Je sais tout cela, et, comme on le voit, j’en tiens compte ; et pourtant j’estime que Pascal a frappé juste dans l’ensemble de ses coups. Force est donc que je m’explique sur l’idée même que j’ai de la Société de Jésus.

Toutes les exceptions d’abord qu’on doit faire quand on parle de cette Société, tous les respects qu’il faut réserver à de grands services rendus et à des hommes recommandables par les talents comme par les vertus, ne sont pas ici une précaution dans ma bouche, mais une justice. Personne n’admire plus que je ne fais les héroïques travaux des Jésuites comme missionnaires, leurs beaux travaux comme savants, les Jésuites du Canada et ceux de la Chine ; personne ne les goûte davantage comme gens d’esprit et de savoir au Collège Louis-le-Grand ou à Trévoux ; et je ne ferai pas au Journal de Trévoux, par exemple, l’injure de lui comparer les Nouvelles ecclésiastiques, cette triste feuille janséniste, dans laquelle, durant tout le dix-huitième siècle, il ne se rencontre pas une seule étincelle de talent, pas une seule lueur d’impartialité.
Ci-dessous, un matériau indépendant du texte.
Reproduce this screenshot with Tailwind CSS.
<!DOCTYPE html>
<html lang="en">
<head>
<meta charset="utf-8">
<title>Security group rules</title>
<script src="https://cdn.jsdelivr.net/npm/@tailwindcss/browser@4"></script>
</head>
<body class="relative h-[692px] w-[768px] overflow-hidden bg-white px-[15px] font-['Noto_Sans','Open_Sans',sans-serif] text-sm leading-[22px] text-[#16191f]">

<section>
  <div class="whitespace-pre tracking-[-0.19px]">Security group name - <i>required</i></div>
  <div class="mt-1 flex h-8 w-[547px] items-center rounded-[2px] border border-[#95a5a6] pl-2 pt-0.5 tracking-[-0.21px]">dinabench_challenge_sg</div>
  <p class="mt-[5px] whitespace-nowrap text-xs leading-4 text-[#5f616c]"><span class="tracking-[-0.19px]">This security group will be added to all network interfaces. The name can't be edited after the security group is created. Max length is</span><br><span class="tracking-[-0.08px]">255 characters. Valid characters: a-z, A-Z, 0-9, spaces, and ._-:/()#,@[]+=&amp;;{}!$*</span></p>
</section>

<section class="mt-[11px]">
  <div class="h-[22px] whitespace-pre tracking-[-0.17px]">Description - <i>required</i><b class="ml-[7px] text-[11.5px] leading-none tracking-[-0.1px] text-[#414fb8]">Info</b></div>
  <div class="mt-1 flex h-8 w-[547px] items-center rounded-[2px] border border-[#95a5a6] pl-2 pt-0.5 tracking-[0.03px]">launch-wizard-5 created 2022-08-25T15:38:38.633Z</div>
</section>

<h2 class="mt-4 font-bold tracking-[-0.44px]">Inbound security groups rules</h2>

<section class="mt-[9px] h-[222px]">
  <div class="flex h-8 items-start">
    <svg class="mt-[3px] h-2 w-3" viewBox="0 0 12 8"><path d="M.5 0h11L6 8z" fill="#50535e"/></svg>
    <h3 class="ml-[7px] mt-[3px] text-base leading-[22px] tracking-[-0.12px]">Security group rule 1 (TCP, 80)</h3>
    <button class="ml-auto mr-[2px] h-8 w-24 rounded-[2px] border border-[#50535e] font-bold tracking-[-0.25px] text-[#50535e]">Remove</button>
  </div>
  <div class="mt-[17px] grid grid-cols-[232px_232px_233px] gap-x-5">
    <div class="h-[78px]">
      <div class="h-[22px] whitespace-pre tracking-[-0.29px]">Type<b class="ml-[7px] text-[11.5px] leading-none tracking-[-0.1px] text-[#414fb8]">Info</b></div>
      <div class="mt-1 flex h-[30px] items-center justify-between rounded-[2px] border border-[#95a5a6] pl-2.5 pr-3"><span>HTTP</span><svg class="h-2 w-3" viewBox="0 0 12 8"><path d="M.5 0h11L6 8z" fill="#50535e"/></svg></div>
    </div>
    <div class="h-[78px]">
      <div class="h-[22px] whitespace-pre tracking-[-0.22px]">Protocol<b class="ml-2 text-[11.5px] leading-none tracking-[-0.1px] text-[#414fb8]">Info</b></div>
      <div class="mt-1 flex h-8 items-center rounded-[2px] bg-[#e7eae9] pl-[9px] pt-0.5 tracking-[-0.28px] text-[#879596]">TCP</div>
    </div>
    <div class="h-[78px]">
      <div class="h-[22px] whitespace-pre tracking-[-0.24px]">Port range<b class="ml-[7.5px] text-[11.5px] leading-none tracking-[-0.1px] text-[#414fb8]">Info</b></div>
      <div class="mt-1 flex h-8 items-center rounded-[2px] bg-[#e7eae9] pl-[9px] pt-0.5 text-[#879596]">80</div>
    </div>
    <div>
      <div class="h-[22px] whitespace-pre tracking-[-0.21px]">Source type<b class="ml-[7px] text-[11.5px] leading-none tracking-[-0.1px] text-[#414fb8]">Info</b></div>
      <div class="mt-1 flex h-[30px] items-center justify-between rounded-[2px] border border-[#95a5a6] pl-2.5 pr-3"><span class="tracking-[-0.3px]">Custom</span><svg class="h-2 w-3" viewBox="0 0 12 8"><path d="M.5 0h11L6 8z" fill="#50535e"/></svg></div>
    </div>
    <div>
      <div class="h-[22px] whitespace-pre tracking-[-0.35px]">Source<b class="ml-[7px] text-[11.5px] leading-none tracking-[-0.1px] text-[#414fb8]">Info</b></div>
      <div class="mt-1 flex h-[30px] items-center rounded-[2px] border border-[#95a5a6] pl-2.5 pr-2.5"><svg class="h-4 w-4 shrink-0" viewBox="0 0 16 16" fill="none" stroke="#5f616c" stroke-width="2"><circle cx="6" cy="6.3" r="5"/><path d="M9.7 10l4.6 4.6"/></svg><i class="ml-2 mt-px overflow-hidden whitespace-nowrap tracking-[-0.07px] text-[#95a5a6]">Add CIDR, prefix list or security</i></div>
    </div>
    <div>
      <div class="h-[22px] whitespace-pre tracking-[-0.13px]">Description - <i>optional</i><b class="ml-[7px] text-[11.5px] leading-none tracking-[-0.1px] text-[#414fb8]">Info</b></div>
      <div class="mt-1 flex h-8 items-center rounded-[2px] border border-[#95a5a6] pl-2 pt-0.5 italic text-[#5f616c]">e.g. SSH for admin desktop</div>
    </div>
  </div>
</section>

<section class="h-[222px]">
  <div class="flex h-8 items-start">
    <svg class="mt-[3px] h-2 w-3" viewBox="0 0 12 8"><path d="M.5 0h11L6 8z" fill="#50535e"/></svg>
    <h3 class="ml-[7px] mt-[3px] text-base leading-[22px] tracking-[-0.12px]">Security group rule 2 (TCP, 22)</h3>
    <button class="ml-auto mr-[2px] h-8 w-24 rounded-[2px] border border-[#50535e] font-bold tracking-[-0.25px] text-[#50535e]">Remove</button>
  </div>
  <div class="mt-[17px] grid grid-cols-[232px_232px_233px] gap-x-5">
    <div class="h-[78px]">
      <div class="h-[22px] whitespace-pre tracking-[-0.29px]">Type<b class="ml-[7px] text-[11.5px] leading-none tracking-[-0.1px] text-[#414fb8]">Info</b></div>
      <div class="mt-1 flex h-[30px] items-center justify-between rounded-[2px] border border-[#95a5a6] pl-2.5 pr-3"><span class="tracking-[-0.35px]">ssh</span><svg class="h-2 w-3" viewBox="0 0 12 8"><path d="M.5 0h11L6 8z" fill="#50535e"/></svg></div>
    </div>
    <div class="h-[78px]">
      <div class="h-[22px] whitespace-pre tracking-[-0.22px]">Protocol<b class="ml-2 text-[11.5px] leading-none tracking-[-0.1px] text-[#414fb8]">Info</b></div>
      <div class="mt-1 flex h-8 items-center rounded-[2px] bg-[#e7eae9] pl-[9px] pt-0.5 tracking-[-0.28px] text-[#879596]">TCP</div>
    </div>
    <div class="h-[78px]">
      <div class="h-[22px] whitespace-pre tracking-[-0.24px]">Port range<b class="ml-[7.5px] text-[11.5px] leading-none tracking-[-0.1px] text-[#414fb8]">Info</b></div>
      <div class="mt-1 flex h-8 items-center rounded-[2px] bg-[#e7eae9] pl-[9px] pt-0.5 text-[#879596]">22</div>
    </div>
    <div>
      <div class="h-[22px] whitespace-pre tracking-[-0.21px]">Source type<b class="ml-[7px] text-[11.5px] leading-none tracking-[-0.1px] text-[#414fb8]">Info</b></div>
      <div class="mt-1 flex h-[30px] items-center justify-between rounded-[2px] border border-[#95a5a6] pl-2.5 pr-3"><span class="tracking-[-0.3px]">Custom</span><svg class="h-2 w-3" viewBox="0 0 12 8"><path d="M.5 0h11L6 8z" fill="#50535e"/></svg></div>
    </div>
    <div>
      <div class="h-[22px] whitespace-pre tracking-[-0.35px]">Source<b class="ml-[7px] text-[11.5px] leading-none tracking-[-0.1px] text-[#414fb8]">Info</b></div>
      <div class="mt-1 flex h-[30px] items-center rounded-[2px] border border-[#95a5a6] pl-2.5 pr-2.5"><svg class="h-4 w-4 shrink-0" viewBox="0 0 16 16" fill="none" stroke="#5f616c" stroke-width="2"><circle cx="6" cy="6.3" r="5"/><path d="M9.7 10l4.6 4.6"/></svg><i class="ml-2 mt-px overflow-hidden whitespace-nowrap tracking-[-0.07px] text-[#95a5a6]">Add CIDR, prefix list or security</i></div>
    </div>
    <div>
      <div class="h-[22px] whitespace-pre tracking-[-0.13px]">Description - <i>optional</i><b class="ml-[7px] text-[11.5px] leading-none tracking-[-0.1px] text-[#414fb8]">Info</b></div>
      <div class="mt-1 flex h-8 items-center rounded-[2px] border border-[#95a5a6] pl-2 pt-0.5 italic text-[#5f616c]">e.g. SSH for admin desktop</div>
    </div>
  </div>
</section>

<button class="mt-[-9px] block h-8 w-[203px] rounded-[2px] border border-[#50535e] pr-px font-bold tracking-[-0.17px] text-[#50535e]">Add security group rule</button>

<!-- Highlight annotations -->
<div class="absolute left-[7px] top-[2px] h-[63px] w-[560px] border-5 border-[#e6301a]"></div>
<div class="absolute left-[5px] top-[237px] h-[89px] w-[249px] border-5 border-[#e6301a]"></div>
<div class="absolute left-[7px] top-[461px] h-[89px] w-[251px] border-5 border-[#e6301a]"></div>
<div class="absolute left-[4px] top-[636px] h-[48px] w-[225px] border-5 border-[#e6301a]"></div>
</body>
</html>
Honneur donc aux Jésuites missionnaires comme Charlevoix, missionnaires et doctes comme Prémare, aux Jésuites érudits comme Sirmond, Hardouin ou Petau ! Qui n’aurait aimé à connaître et à pratiquer Bouhours, Rapin, Commire, Jouvancy, de La Rue, Sanadon, Buffier, Bougeant, Tournemine, Du Cerceau, Le Jay ou Porée[1] ? Dans leurs collèges encore

  1. Ou un peu plus tard, aux années du bannissement et de l’exil, le curieux et intéressant Griffet, cher au prince de Ligne ; ou ce Père Desbillons, de qui je lis (dans le Clément XIII et Clément XIV de M. de Ravignan) une touchante lettre datée de Manheim et qu’il adressait à son frère en France, lettre pleine d’une soumission triste et douce, d’une douleur corrigée d’aménité, et qui fait qu’on se demande comment les hommes peuvent être si cruels envers les hommes : mais c’est qu’aussi les Corps, les Ordres tout entiers, quand ils étaient les maîtres, ont abusé.